One of the most striking examples of the "twilight" of dementia is found in the work of a 20th-century Swiss illustrator named Carolus Horn, which Duxbury uses for presentations to audiences about the power of art in dementia. "Horn took annual vacations to Venice," Duxbury says, "and one of his favorite subjects to sketch was the Rialto Bridge. So we just happen to have many different views of that bridge that he painted over the years. He came from a family with a familial Alzheimer's trait, so he developed his disease relatively early in his life—in his 50s and 60s, when he was still a relatively healthy and vigorous person. He continued to make these trips to Venice with his family, even when he was not cognitively as intact, so we can see in his art the very specific changes that seem to happen through time."
A monochromatic drawing of the Rialto Bridge from 1978, made before the onset of Horn's disease, has the charm of an antique woodcut. The bridge and its surrounding brick buildings are depicted in fine detail and with a realistic perspective, as is a boatman steering a gondola in the foreground canal. A 1982 version, during the beginning of the disease, is bolder than his earlier work and more cartoonlike, less three-dimensional. A 1986 illustration continues the move toward simplicity, but adds subtle touches of color in the background.
Horn's 1988 artwork, during the later stages of his struggle with Alzheimer's, is completely transformed: All bold lines and exaggerated bright colors, it is like a landscape painted by a child. The people are little more than cartoons, and the clouds are simplistic, hard-edged ovals in a blue sky. By 1992, the bridge and the other buildings have lost their shapes and are now barely recognizable blobs, arranged geometrically within a rectangular border.

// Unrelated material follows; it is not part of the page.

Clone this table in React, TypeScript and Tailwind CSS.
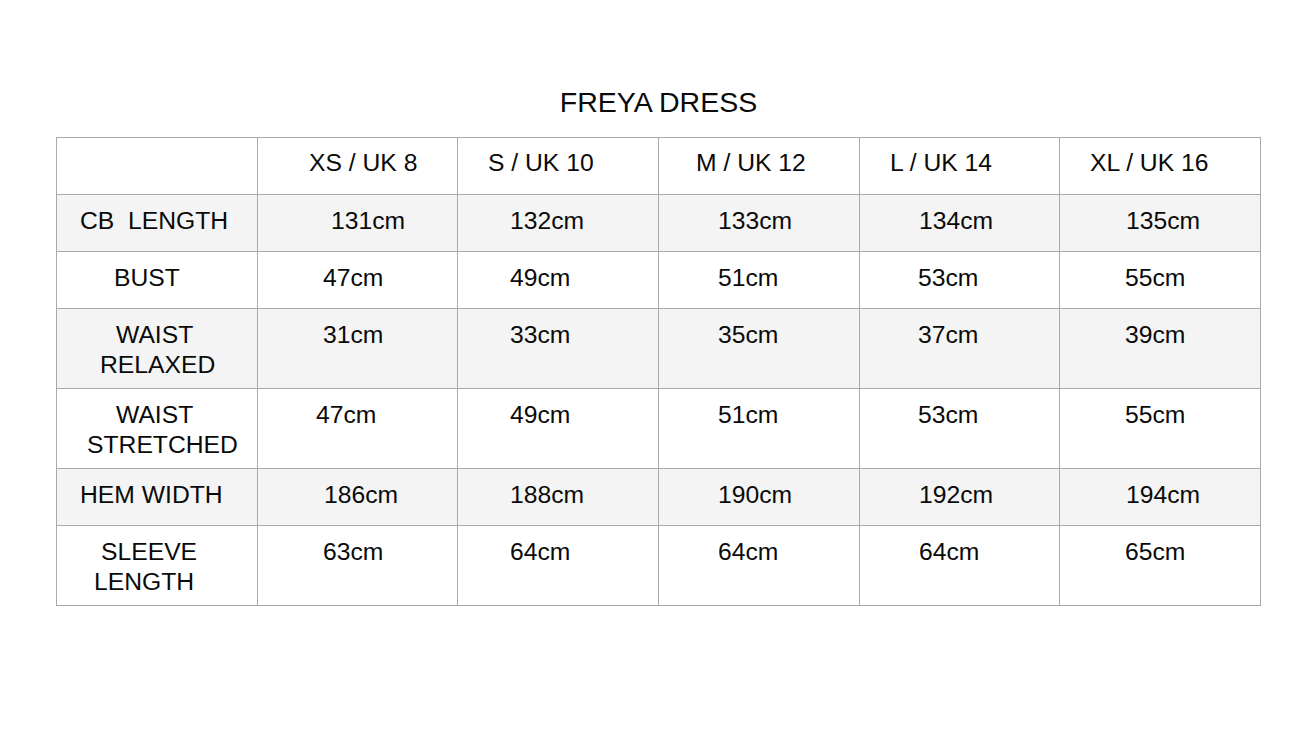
import React from 'react';

type Cell = { lines: string[]; pad: string[] };

const COLS = ['w-[201px]', 'w-[200px]', 'w-[201px]', 'w-[201px]', 'w-[200px]', 'w-[201px]'];

const header: Cell[] = [
  { lines: [''], pad: ['pl-0'] },
  { lines: ['XS / UK 8'], pad: ['pl-[51px]'] },
  { lines: ['S / UK 10'], pad: ['pl-[30px]'] },
  { lines: ['M / UK 12'], pad: ['pl-[37px]'] },
  { lines: ['L / UK 14'], pad: ['pl-[30px]'] },
  { lines: ['XL / UK 16'], pad: ['pl-[30px]'] },
];

const rows: { tall: boolean; shaded: boolean; cells: Cell[] }[] = [
  {
    tall: false,
    shaded: true,
    cells: [
      { lines: ['CB  LENGTH'], pad: ['pl-[23px]'] },
      { lines: ['131cm'], pad: ['pl-[73px]'] },
      { lines: ['132cm'], pad: ['pl-[52px]'] },
      { lines: ['133cm'], pad: ['pl-[59px]'] },
      { lines: ['134cm'], pad: ['pl-[59px]'] },
      { lines: ['135cm'], pad: ['pl-[66px]'] },
    ],
  },
  {
    tall: false,
    shaded: false,
    cells: [
      { lines: ['BUST'], pad: ['pl-[57px]'] },
      { lines: ['47cm'], pad: ['pl-[65px]'] },
      { lines: ['49cm'], pad: ['pl-[52px]'] },
      { lines: ['51cm'], pad: ['pl-[59px]'] },
      { lines: ['53cm'], pad: ['pl-[58px]'] },
      { lines: ['55cm'], pad: ['pl-[65px]'] },
    ],
  },
  {
    tall: true,
    shaded: true,
    cells: [
      { lines: ['WAIST', 'RELAXED'], pad: ['pl-[59px]', 'pl-[43px]'] },
      { lines: ['31cm'], pad: ['pl-[65px]'] },
      { lines: ['33cm'], pad: ['pl-[52px]'] },
      { lines: ['35cm'], pad: ['pl-[59px]'] },
      { lines: ['37cm'], pad: ['pl-[58px]'] },
      { lines: ['39cm'], pad: ['pl-[65px]'] },
    ],
  },
  {
    tall: true,
    shaded: false,
    cells: [
      { lines: ['WAIST', 'STRETCHED'], pad: ['pl-[59px]', 'pl-[30px]'] },
      { lines: ['47cm'], pad: ['pl-[58px]'] },
      { lines: ['49cm'], pad: ['pl-[52px]'] },
      { lines: ['51cm'], pad: ['pl-[59px]'] },
      { lines: ['53cm'], pad: ['pl-[58px]'] },
      { lines: ['55cm'], pad: ['pl-[65px]'] },
    ],
  },
  {
    tall: false,
    shaded: true,
    cells: [
      { lines: ['HEM WIDTH'], pad: ['pl-[23px]'] },
      { lines: ['186cm'], pad: ['pl-[66px]'] },
      { lines: ['188cm'], pad: ['pl-[52px]'] },
      { lines: ['190cm'], pad: ['pl-[59px]'] },
      { lines: ['192cm'], pad: ['pl-[59px]'] },
      { lines: ['194cm'], pad: ['pl-[66px]'] },
    ],
  },
  {
    tall: true,
    shaded: false,
    cells: [
      { lines: ['SLEEVE', 'LENGTH'], pad: ['pl-[44px]', 'pl-[37px]'] },
      { lines: ['63cm'], pad: ['pl-[65px]'] },
      { lines: ['64cm'], pad: ['pl-[52px]'] },
      { lines: ['64cm'], pad: ['pl-[59px]'] },
      { lines: ['64cm'], pad: ['pl-[59px]'] },
      { lines: ['65cm'], pad: ['pl-[65px]'] },
    ],
  },
];

const Row: React.FC<{ cells: Cell[]; tall: boolean; shaded: boolean; first?: boolean }> = ({ cells, tall, shaded, first }) => (
  <div className={`flex ${tall ? 'h-[80px]' : 'h-[57px]'} ${shaded ? 'bg-[#f4f4f4]' : 'bg-white'}`}>
    {cells.map((c, i) => (
      <div
        key={i}
        className={`${COLS[i]} shrink-0 border-r border-b border-[#a9a9a9] ${first ? 'pt-[10px]' : 'pt-[11px]'}`}
      >
        {c.lines.map((l, j) => (
          <div key={j} className={`${c.pad[j]} h-[30px] leading-[30px] whitespace-pre`}>
            {l}
          </div>
        ))}
      </div>
    ))}
  </div>
);

export default function App() {
  return (
    <div className="w-[1308px] h-[740px] bg-white text-[#0a0a0a] font-['Liberation_Sans',Arial,sans-serif] pt-[85px]">
      <div className="ml-[56px] w-[1205px]">
        <h1 className="text-center text-[28.5px] leading-[34px] h-[34px] font-normal">FREYA DRESS</h1>
        <div className="mt-[18px] border-l border-t border-[#a9a9a9] text-[24.7px]">
          <Row cells={header} tall={false} shaded={false} first />
          {rows.map((r, i) => (
            <Row key={i} cells={r.cells} tall={r.tall} shaded={r.shaded} />
          ))}
        </div>
      </div>
    </div>
  );
}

The progression to bright primary colors and a flattening of dimensions is typical in Alzheimer's art, Duxbury says. "It's a more simplistic rendering of the world. Detail goes away. In the very late stages, the ability to differentiate color goes away, and there's often a choice of a single color. Sometimes just red. Sometimes just blue. By that time, people are no longer verbal; they only express themselves through shapes."